Do you have another track you’re especially proud of?
“Meet Me in the Hallway” draws from this rich tradition of the past and of rock music but it’s totally new sounding. Nothing out right now sounds like this song, I always love when I’m a part of something like that. It’s minimal and it’s magical. It takes you to another world. When they played it for me, I was reminded of when I was a kid and first dropped the needle on a Pink Floyd album I had never heard before. I’m not a big [pop] music listener. I listen to KLOS and KCRW and maybe the hip hop station. I’m kind of a classic rock dude. And Harry made a classic rock album. But that’s hands down my favorite on the album.

One producer, one band, all cut in one studio. How did you know that going to Jamaica was the right situation for Harry?
I didn’t, necessarily. He’s the one that wanted to do that. Of course, having had the experience of working with Kanye in Hawaii and experiencing the isolation, I thought it would be a good thing for us. It’s never bad thing to focus, isolate, and go a little island crazy. It wasn’t a hard call.

What was the daily routine like?
It was a 24/7 music fest: wake up, do some exercise, go to the studio all day, come home, eat dinner, write songs back at the house, go try out some ideas, maybe get excited and go back to the studio at 2 a.m. It was just a nonstop flow of creative ideas, which was great.

Of the artists you’ve previously produced — be it Kanye West or the Rolling Stones — who does Harry remind you of?
It’s so f—ed up, because I want to squash all these comparisons between Mick Jagger and Harry, but he really does have that energy where he’s, like, the coolest guy in the room. After working with Mick, there’s a similarity there. There’s only one Mick Jagger and there’s only one Harry Styles, but they both have that kind of charisma. It’s like what life should be — be cool, man. Love one another.”
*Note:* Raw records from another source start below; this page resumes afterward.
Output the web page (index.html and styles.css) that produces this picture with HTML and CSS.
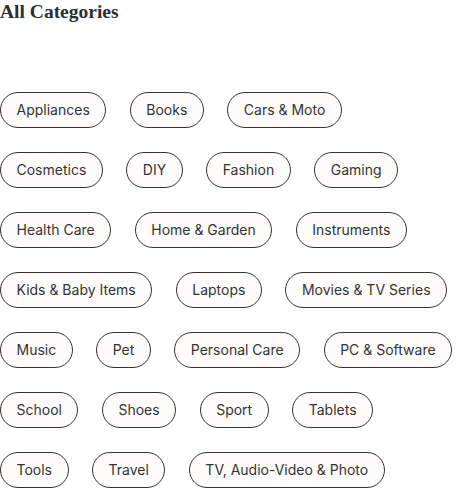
FILE: index.html
```html
<!DOCTYPE html>
<html>
<head>
<meta charset="utf-8">
<link rel="stylesheet" href="styles.css">
</head>
<body>
<section class="cats">
  <h2 class="title">All Categories</h2>
  <ul class="list">
    <li class="pill">Appliances</li>
    <li class="pill">Books</li>
    <li class="pill">Cars &amp; Moto</li>
    <li class="pill">Cosmetics</li>
    <li class="pill">DIY</li>
    <li class="pill">Fashion</li>
    <li class="pill">Gaming</li>
    <li class="pill">Health Care</li>
    <li class="pill">Home &amp; Garden</li>
    <li class="pill">Instruments</li>
    <li class="pill">Kids &amp; Baby Items</li>
    <li class="pill">Laptops</li>
    <li class="pill">Movies &amp; TV Series</li>
    <li class="pill">Music</li>
    <li class="pill">Pet</li>
    <li class="pill">Personal Care</li>
    <li class="pill">PC &amp; Software</li>
    <li class="pill">School</li>
    <li class="pill">Shoes</li>
    <li class="pill">Sport</li>
    <li class="pill">Tablets</li>
    <li class="pill">Tools</li>
    <li class="pill">Travel</li>
    <li class="pill">TV, Audio-Video &amp; Photo</li>
  </ul>
</section>
</body>
</html>
```
FILE: styles.css
```css
html, body {
  margin: 0;
  padding: 0;
  background: #ffffff;
}
.cats {
  width: 456px;
}
.title {
  margin: 0;
  font-family: "Liberation Serif", "DejaVu Serif", serif;
  font-weight: 700;
  font-size: 19.5px;
  line-height: 24px;
  color: #2e2e2e;
}
.list {
  list-style: none;
  margin: 68px 0 0 0;
  padding: 0;
  display: flex;
  flex-wrap: wrap;
  column-gap: 23.5px;
  row-gap: 24px;
}
.pill {
  box-sizing: border-box;
  height: 36px;
  padding: 0 15.5px;
  border: 1px solid #333333;
  border-radius: 18px;
  background: #fdfcfa;
  font-family: Inter, "Noto Sans", sans-serif;
  font-size: 14px;
  line-height: 34px;
  color: #333333;
  white-space: nowrap;
}
```
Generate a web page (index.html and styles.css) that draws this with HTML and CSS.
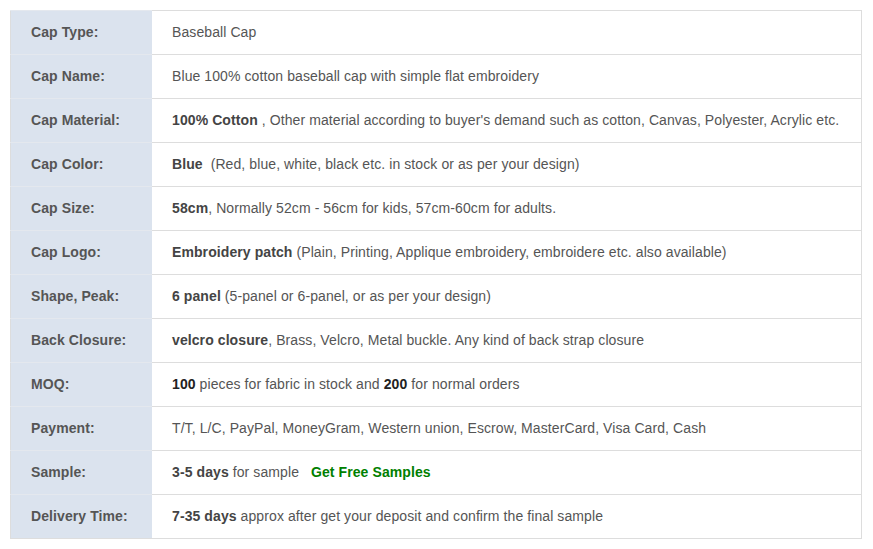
FILE: index.html
```html
<!DOCTYPE html>
<html>
<head>
<meta charset="utf-8">
<link rel="stylesheet" href="styles.css">
</head>
<body>
<table class="spec">
<tr><th>Cap Type:</th><td>Baseball Cap</td></tr>
<tr><th>Cap Name:</th><td>Blue 100% cotton baseball cap with simple flat embroidery</td></tr>
<tr><th>Cap Material:</th><td><b>100% Cotton</b> , Other material according to buyer's demand such as cotton, Canvas, Polyester, Acrylic etc.</td></tr>
<tr><th>Cap Color:</th><td><b>Blue</b>&nbsp; (Red, blue, white, black etc. in stock or as per your design)</td></tr>
<tr><th>Cap Size:</th><td><b>58cm</b>, Normally 52cm - 56cm for kids, 57cm-60cm for adults.</td></tr>
<tr><th>Cap Logo:</th><td><b>Embroidery patch</b> (Plain, Printing, Applique embroidery, embroidere etc. also available)</td></tr>
<tr><th>Shape, Peak:</th><td><b>6 panel</b> (5-panel or 6-panel, or as per your design)</td></tr>
<tr><th>Back Closure:</th><td><b>velcro closure</b>, Brass, Velcro, Metal buckle. Any kind of back strap closure</td></tr>
<tr><th>MOQ:</th><td><b class="dark">100</b> pieces for fabric in stock and <b class="dark">200</b> for normal orders</td></tr>
<tr><th>Payment:</th><td>T/T, L/C, PayPal, MoneyGram, Western union, Escrow, MasterCard, Visa Card, Cash</td></tr>
<tr><th>Sample:</th><td><b>3-5 days</b> for sample &nbsp; <a class="free" href="#">Get Free Samples</a></td></tr>
<tr><th>Delivery Time:</th><td><b>7-35 days</b> approx after get your deposit and confirm the final sample</td></tr>
</table>
</body>
</html>
```

FILE: styles.css
```css
html, body {
  margin: 0;
  padding: 0;
  background: #fff;
}
body {
  padding: 10px;
  font-family: "Liberation Sans", Arial, sans-serif;
  font-size: 14px;
  letter-spacing: 0.09px;
  color: #555;
}
.spec {
  border-collapse: collapse;
  width: 852px;
  border: 1px solid #ddd;
}
.spec th, .spec td {
  height: 42px;
  padding: 0 20px 1px;
  border-top: 1px solid #ddd;
  vertical-align: middle;
  text-align: left;
  white-space: nowrap;
}
.spec th {
  width: 101px;
  background: #dbe3ee;
  font-weight: bold;
  color: #555;
  border-top-color: #e4e8ee;
}
.spec td {
  background: #fff;
}
.spec b {
  color: #444;
}
.spec b.dark {
  color: #222;
}
.free {
  color: #008000;
  font-weight: bold;
  text-decoration: none;
}
```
This album is certain to appeal to the over 35 crowd. You’re a first time father, was there an intent to try and bridge the musical gap between parent and kid by going with this sound?
I mean, a little bit. Of course it’s in the back of your head. Maybe daughters will be, like, “Damn dad, your music is actually kind of dope,” and fathers will be, like, “Man, that Harry Styles album is pretty great, I like that.” Maybe we’ll bring fathers and daughters together.